— BEGIN —

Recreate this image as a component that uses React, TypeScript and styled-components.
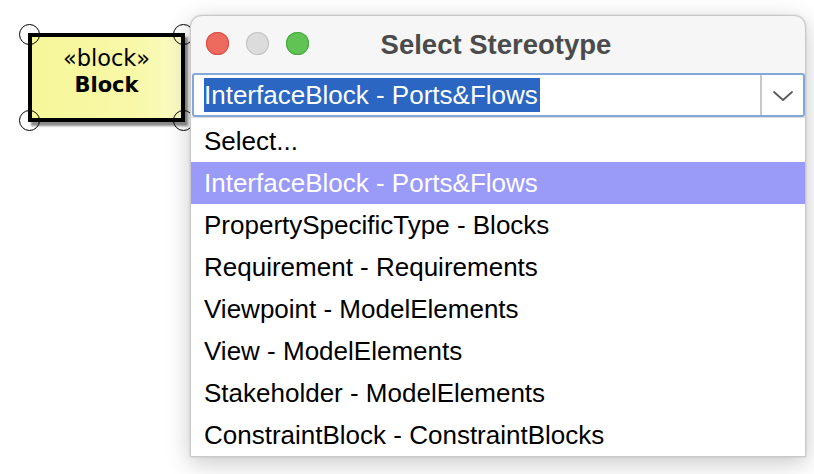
import React, { useState } from "react";
import styled, { createGlobalStyle } from "styled-components";

const GlobalStyle = createGlobalStyle`
  html, body {
    margin: 0;
    padding: 0;
    background: #ffffff;
  }
  body {
    width: 814px;
    height: 474px;
    overflow: hidden;
    font-family: "Liberation Sans", Arial, sans-serif;
  }
`;

const options = [
  "Select...",
  "InterfaceBlock - Ports&Flows",
  "PropertySpecificType - Blocks",
  "Requirement - Requirements",
  "Viewpoint - ModelElements",
  "View - ModelElements",
  "Stakeholder - ModelElements",
  "ConstraintBlock - ConstraintBlocks",
];

const App = () => {
  const [selected, setSelected] = useState<number>(1);
  return (
    <>
      <GlobalStyle />
      <Desktop>
        <BlockNode>
          <Stereo>«block»</Stereo>
          <BlockName>Block</BlockName>
          <Handle $x="left" $y="top" />
          <Handle $x="right" $y="top" />
          <Handle $x="left" $y="bottom" />
          <Handle $x="right" $y="bottom" />
        </BlockNode>

        <Window>
          <TitleBar>
            <Lights>
              <Light $color="#ee6a5f" $border="#d65147" />
              <Light $color="#dcdcdc" $border="#c4c4c4" />
              <Light $color="#5fc454" $border="#4aa83f" />
            </Lights>
            <Title>Select Stereotype</Title>
          </TitleBar>

          <Combo>
            <ComboField>
              <SelectedText>{options[selected]}</SelectedText>
            </ComboField>
            <ComboButton>
              <svg width="22" height="14" viewBox="0 0 22 14">
                <path
                  d="M2 3 L11 11 L20 3"
                  fill="none"
                  stroke="#5a5a5a"
                  strokeWidth="1.8"
                  strokeLinecap="round"
                  strokeLinejoin="round"
                />
              </svg>
            </ComboButton>
          </Combo>

          <List>
            {options.map((o, i) => (
              <Item key={o} $active={i === selected} onClick={() => setSelected(i)}>
                {o}
              </Item>
            ))}
          </List>
        </Window>
      </Desktop>
    </>
  );
};

const Desktop = styled.div`
  position: relative;
  width: 814px;
  height: 474px;
  background: #ffffff;
`;

const BlockNode = styled.div`
  position: absolute;
  left: 28px;
  top: 33px;
  width: 149px;
  height: 69px;
  padding-bottom: 12px;
  border: 4px solid #000;
  background: linear-gradient(to right, #f6f69a 0%, #f8f8a8 70%, #fbfbc6 100%);
  box-shadow: 3px 4px 2px rgba(0, 0, 0, 0.45);
  display: flex;
  flex-direction: column;
  align-items: center;
  justify-content: center;
  font-family: "DejaVu Sans", "Noto Sans", sans-serif;
  color: #000;
`;

const Stereo = styled.div`
  font-size: 22.5px;
  line-height: 27px;
`;

const BlockName = styled.div`
  font-size: 21px;
  line-height: 27px;
  font-weight: 700;
`;

const Handle = styled.div<{ $x: "left" | "right"; $y: "top" | "bottom" }>`
  position: absolute;
  width: 19px;
  height: 19px;
  border: 1.5px solid #000;
  border-radius: 50%;
  ${(p) => (p.$x === "left" ? "left: -13px;" : "right: -13px;")}
  ${(p) => (p.$y === "top" ? "top: -13px;" : "bottom: -13px;")}
`;

const Window = styled.div`
  position: absolute;
  left: 190px;
  top: 15px;
  width: 614px;
  display: flex;
  flex-direction: column;
  background: #f6f6f6;
  border: 1px solid #c9c9c9;
  border-radius: 12px 12px 0 0;
  box-shadow: 0 6px 24px rgba(0, 0, 0, 0.22), 0 0 2px rgba(0, 0, 0, 0.2);
  z-index: 2;
`;

const TitleBar = styled.div`
  position: relative;
  height: 57px;
  display: flex;
  align-items: center;
  justify-content: center;
`;

const Lights = styled.div`
  position: absolute;
  left: 15px;
  top: 16px;
  display: flex;
  gap: 17px;
`;

const Light = styled.span<{ $color: string; $border: string }>`
  width: 23px;
  height: 23px;
  border-radius: 50%;
  background: ${(p) => p.$color};
  box-shadow: inset 0 0 0 1px ${(p) => p.$border};
`;

const Title = styled.div`
  font-size: 27.5px;
  font-weight: 700;
  color: #4b4b4b;
  margin-right: 4px;
`;

const Combo = styled.div`
  height: 44px;
  margin: 0 0 0 1px;
  display: flex;
  background: #fff;
  border: 2px solid #80a9da;
  border-radius: 3px;
  box-sizing: border-box;
`;

const ComboField = styled.div`
  flex: 1;
  display: flex;
  align-items: center;
  padding-left: 10px;
`;

const SelectedText = styled.span`
  background: #2a66c2;
  color: #fff;
  font-size: 26px;
  line-height: 34px;
  padding-right: 2px;
`;

const ComboButton = styled.div`
  width: 41px;
  border-left: 2px solid #c8c8c8;
  display: flex;
  align-items: center;
  justify-content: center;
  padding-top: 2px;
`;

const List = styled.div`
  background: #fff;
  border-top: 1px solid #dcdcdc;
  padding-top: 2px;
  display: flex;
  flex-direction: column;
`;

const Item = styled.div<{ $active: boolean }>`
  height: 42px;
  display: flex;
  align-items: center;
  padding-left: 13px;
  font-size: 26px;
  color: ${(p) => (p.$active ? "#ffffff" : "#000000")};
  background: ${(p) => (p.$active ? "#9a9af8" : "transparent")};
  cursor: default;
`;

export default App;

— END —

> Exercise description: Pull out all lines from the listing that contain the string "React".

> Full solution:
Recreate this image as a component that uses React, TypeScript and styled-components.
import React, { useState } from "react";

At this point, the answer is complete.